Dr. Jim Ramsay developed the Homeland Security major at the Embry-Riddle Aeronautical University Daytona Beach campus in 2006. He has a background in biology, chemistry, and health administration, with a PhD in population health. He serves as program coordinator and teaches a variety of Homeland Security classes. Additionally, Dr. Ramsay serves as the faculty co-op/internship advisor. Career Services selected Dr. Ramsay as our very first faculty spotlight due to the rapid growth of the Homeland Security program and the popularity of the degree. He gives readers great insight into the future of the major and potential career growth.
Can you tell us about your background and what motivated you to come to Embry-Riddle?
My background is varied. I have a BS in biology and chemistry, an MBA in health administration and my PhD is in population health (a joint program at the time in preventive medicine and industrial engineering). I’m a certified safety professional and actively serve on several national boards, including the Board of Scientific Counselors in the CDC (appointed by the US Secretary of HHS), the ABET Board of Directors and as the Chair of the Education Standards Committee in ASSE (which sets the academic credentials and accreditation standards for health, safety and environmental academic programs). I arrived at Riddle in June 2006 to begin the Homeland Security academic program on the Daytona Beach campus. Coming to ERAU in 2006 represented an opportunity for me to build something special from scratch with no professional guidance, given that there were just a handful of Homeland Security programs nationwide then. This was a compelling challenge for sure.
As Program Coordinator, can you tell us some of the highlights of the Homeland Security program?
Well the first thing that comes to mind is our phenomenal growth. I was alone in 2006 with no students. The Bachelor of Science in Homeland Security program at Embry-Riddle now offers over 30 sections of courses to over 600 students/semester with 7 faculty. We have the BS in Homeland Security, a minor in Homeland Security, a minor in Terrorism Studies, a minor in Forensic Accounting and a minor in Cybersecurity. Next summer, Homeland Security will move to the College of Arts & Sciences and become a department called “Security Studies and International Affairs” with me as chair. We will most likely add several programs as well, including at least one new graduate program in cybersecurity and diplomacy, a new undergrad program in risk management, resilience and critical infrastructure protection, and a language program, etc. This and the fact that we are considered a leading and venerable program in Homeland Security across the nation where several other schools have emulated our program. I’ve also published how I built the curriculum in a peer reviewed journal (Homeland Security Affairs Journal).
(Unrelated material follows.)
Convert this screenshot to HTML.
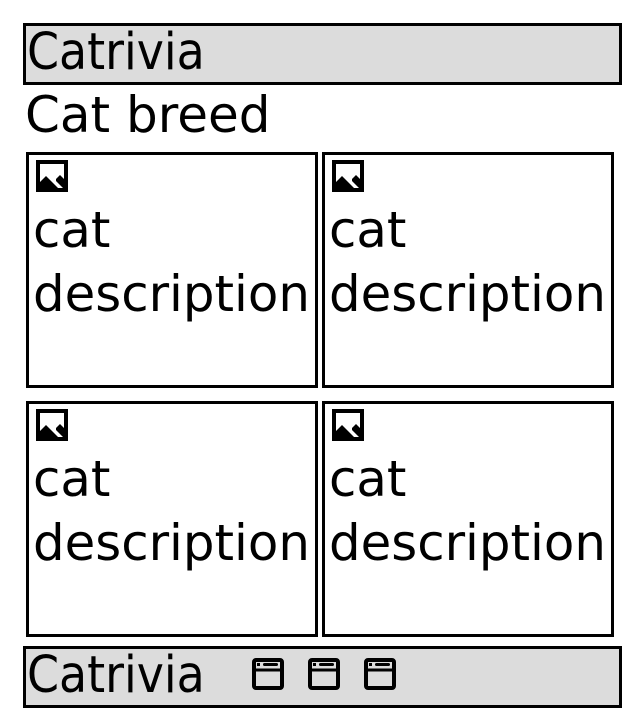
<!DOCTYPE html>
<html><head><meta charset="utf-8"><style>
body{margin:0;width:640px;height:726px;background:#fff;position:relative;font-family:"DejaVu Sans","Liberation Sans",sans-serif;color:#000;overflow:hidden}
.bar{position:absolute;left:23px;width:593px;height:56px;border:3px solid #000;background:#dcdcdc}
.bar .t{position:absolute;left:1px;top:-5px;font-family:"DejaVu Sans Condensed","DejaVu Sans",sans-serif;font-size:51px;line-height:64px;white-space:nowrap}
.h{position:absolute;left:25px;top:83px;font-size:50px;line-height:64px}
.card{position:absolute;width:286px;height:230px;border:3px solid #000;box-sizing:content-box}
.card svg{position:absolute;left:7px;top:5px;width:32px;height:32px}
.card .tx{position:absolute;left:4px;top:43px;font-size:49.8px;line-height:64px;white-space:nowrap}
.fi{position:absolute;top:658px;width:32px;height:32px}
</style></head><body>
<div class="bar" style="top:23px"><span class="t">Catrivia</span></div>
<div class="h">Cat breed</div>
<div class="card" style="left:26px;top:152px"><svg viewBox="0 0 32 32"><rect width="32" height="32" fill="#000"/><path d="M4 4 H28 V19 L24 15 L20 19 L20 21 L27 28 L22 28 L10 16 L4 22 Z" fill="#fff"/></svg><div class="tx">cat<br>description</div></div>
<div class="card" style="left:322px;top:152px"><svg viewBox="0 0 32 32"><rect width="32" height="32" fill="#000"/><path d="M4 4 H28 V19 L24 15 L20 19 L20 21 L27 28 L22 28 L10 16 L4 22 Z" fill="#fff"/></svg><div class="tx">cat<br>description</div></div>
<div class="card" style="left:26px;top:401px"><svg viewBox="0 0 32 32"><rect width="32" height="32" fill="#000"/><path d="M4 4 H28 V19 L24 15 L20 19 L20 21 L27 28 L22 28 L10 16 L4 22 Z" fill="#fff"/></svg><div class="tx">cat<br>description</div></div>
<div class="card" style="left:322px;top:401px"><svg viewBox="0 0 32 32"><rect width="32" height="32" fill="#000"/><path d="M4 4 H28 V19 L24 15 L20 19 L20 21 L27 28 L22 28 L10 16 L4 22 Z" fill="#fff"/></svg><div class="tx">cat<br>description</div></div>
<div class="bar" style="top:646px"><span class="t">Catrivia</span></div>
<svg class="fi" style="left:252px" viewBox="0 0 32 32"><rect x="2" y="2" width="28" height="28" rx="2" fill="none" stroke="#000" stroke-width="4"/><path d="M2 12 H30" stroke="#000" stroke-width="3"/><rect x="5" y="5" width="3" height="3" fill="#000"/><rect x="11" y="5" width="15" height="3" rx="1.5" fill="#000"/></svg>
<svg class="fi" style="left:308px" viewBox="0 0 32 32"><rect x="2" y="2" width="28" height="28" rx="2" fill="none" stroke="#000" stroke-width="4"/><path d="M2 12 H30" stroke="#000" stroke-width="3"/><rect x="5" y="5" width="3" height="3" fill="#000"/><rect x="11" y="5" width="15" height="3" rx="1.5" fill="#000"/></svg>
<svg class="fi" style="left:364px" viewBox="0 0 32 32"><rect x="2" y="2" width="28" height="28" rx="2" fill="none" stroke="#000" stroke-width="4"/><path d="M2 12 H30" stroke="#000" stroke-width="3"/><rect x="5" y="5" width="3" height="3" fill="#000"/><rect x="11" y="5" width="15" height="3" rx="1.5" fill="#000"/></svg>
</body></html>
With your background in both industry and academia, what advice can you give to students wanting to pursue a career in homeland security?
Stay flexible and eager and assertive! The field is always in flux. Indeed, just last week the Government Accountability Office issued a report indicating that the name “Homeland Security” is not uniformly defined in the federal government, even after over a decade in existence! Hence students who are successful are always improving their resume, gathering credentials and higher degrees, and keeping their skill sets growing. There are tons of jobs out there in this discipline, and students who are flexible and assertive will find their way to opportunities.
What qualities would an employer look for in an ideal homeland security candidate?
Good question. It rather depends on the sector, but there are the usual suspects of good writing, speaking skills, professionalism, integrity and evidence of involvement. In addition, I’d say employers are generally looking for strategic planning, economic analysis and evidence of critical thinking skills/experiences.
What do you see as the future of homeland security careers?
Another good question! I’d say that Homeland Security is morphing, even now. Environmental security, resilience and sustainability and human security will become more important in the next few years. Homeland Security at one level is a horrible name since most of what happens under the pretense of “Homeland Security” is not security and not domestic…careers in critical infrastructure protection, emergency management, risk management and cybersecurity (as well as information assurance) will be plentiful in both the public and private sectors.